D’après elle, la communauté internationale voyait d’un bon œil l’élection de l’opposante au pouvoir Aung San Suu Kyi, comme député. Du coup, elle n’a pas réagi, voire elle a levé en 2013 les sanctions imposées au Myanmar dirigé par une junte militaire à l'époque.
«Il fallu 2013 pour quelques pays musulmans réagissent, notamment la Malaisie et la Turquie et tardivement l’Arabie Saoudite », a-t-elle rappelé.
Un peuple en voie de disparition
Quoique qu’elle est devenue actuellement chef du pouvoir civil au Myanmar, la Prix Nobel de la paix (1991) se trouve en plein déni face aux persécutions infligées aux Rohingyas.
« Si personne ne réagit, si la communauté internationale ne réagit pas, si les médias ne font pas du bruit, c’est un peuple qui est amené à disparaître », s’alarme la réalisatrice, car, de son point de vue, "on est au bout de cette épuration ethnique qui dure depuis 2012".
Pour que ça cesse, la communauté internationale doit réagir et mettre la pression sur Aung San Suu Kyi et aussi sur les militaires. Puis, les Rohingyas doivent accéder à la nationalité, ils doivent pouvoir vivre dans leur état, dans leur village ». « Si on poursuit cette tragédie, ce peuple est amené à disparaître », s’alarme la réalisatrice.
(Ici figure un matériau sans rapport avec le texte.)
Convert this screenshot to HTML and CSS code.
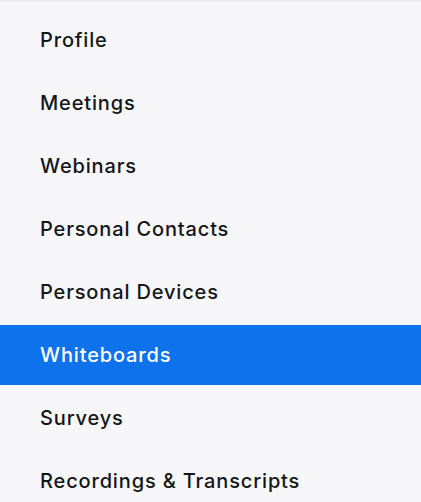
FILE: index.html
```html
<!DOCTYPE html>
<html>
<head>
<meta charset="utf-8">
<link rel="stylesheet" href="styles.css">
</head>
<body>
<nav class="menu">
  <a class="item">Profile</a>
  <a class="item">Meetings</a>
  <a class="item">Webinars</a>
  <a class="item">Personal Contacts</a>
  <a class="item">Personal Devices</a>
  <a class="item active">Whiteboards</a>
  <a class="item">Surveys</a>
  <a class="item">Recordings &amp; Transcripts</a>
</nav>
</body>
</html>
```
FILE: styles.css
```css
html, body {
  margin: 0;
  padding: 0;
  background: #f7f7f9;
}
.menu {
  border-top: 2px solid #eeeef1;
  padding-top: 8px;
  display: flex;
  flex-direction: column;
  gap: 3px;
  font-family: Inter, "Noto Sans", sans-serif;
}
.item {
  display: flex;
  align-items: center;
  height: 60px;
  padding-left: 40px;
  font-size: 20px;
  font-weight: 500;
  color: #131619;
  letter-spacing: 0.85px;
}
.item.active {
  background: #0e72ed;
  color: #ffffff;
}
```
Notons que le film documentaire «Les Rohingyas sans patrie» a été réalisé en 2013 par Khelloqi avec Rafiaa Boubaker et David Moerman. L’équipe du tournage, qui a pu visiter quelques villages de l’Etat de l’Arakan en 2012, a été contrainte à tourner en caméra cachée au vu de l’interdiction imposée par les forces de l’armée du Myanmar.
Outre les conditions de vie intenables dans lesquelles vivent les Rohingyas dans leurs villages, le film contient également des témoignages de résidents dans les camps de réfugiés des pays riverains ayant été victimes des attaques des milices bouddhistes avec le soutien des militaires.
L'équipe du tournage a également interrogé des citoyens Rakhins afin de comprendre les raisons de leur acharnement contre les Rohingyas qu’ils prennent pour des musulmans «terroristes». Il a également exposé le point de vue du représentant des Rohingyas à Londres ainsi que l’analyse d’un chercheur français dans un centre de recherche à Paris.